One more detail: efficient site building is about confidence. When you trust your process, you stop second-guessing, and your sites come together more rapidly and with fewer mistakes. That confidence comes from systems: templates, duplication, proper naming, and real-world learning.
The Bigger Picture
A streamlined workflow enables you to take on more types of projects and significantly improves your margins. For freelancers, being able to turn around websites in days, rather than weeks, increases your earning potential and gives you more opportunity to focus on client service or growing your portfolio. In an agency, consistent systems prevent work from being siloed or lost when people leave. For business owners, your online presence can adapt to market changes or new campaigns without needing a full rebuild.

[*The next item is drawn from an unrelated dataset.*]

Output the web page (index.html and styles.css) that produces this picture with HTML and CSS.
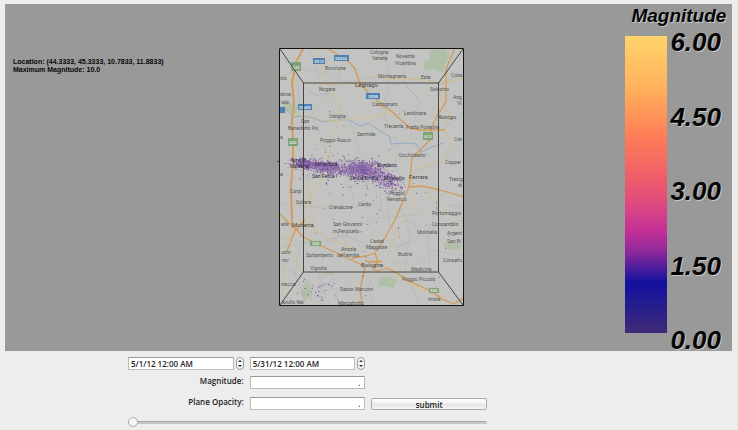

Speeding up your process doesn’t require lowering quality. The less time you spend doing repetitive work, the more attention you can give to the aspects that matter: strategy, copy, image curation, testing on mobile, even those “nice to haves” which often get left behind when projects drag on. And yes, the occasional tea break.
Working efficiently also signals professionalism. Clients, colleagues, and Google value smooth launches, timely updates, and consistent branding. A reputation for reliability isn't easily faked and can be extremely valuable, especially when referrals and positive reviews influence your business growth.
Wrap-Up
From years in the trenches, I can assure you that slow website builds are usually avoidable. Use modular templates from Square Forge, duplicate sites and sections when appropriate, standardise your domain and project naming, and make the most of Squarespace’s built-in features. Your projects will run faster, your quality will rise, and you’ll spend much less time wrestling spreadsheets or searching for that “almost perfect” layout you made six months ago.
If you remember nothing else, keep this in mind: systems do not restrict creativity. They actually support it. The more you automate, organise, and structure your groundwork, the more room you have to craft those touches that clients rave about.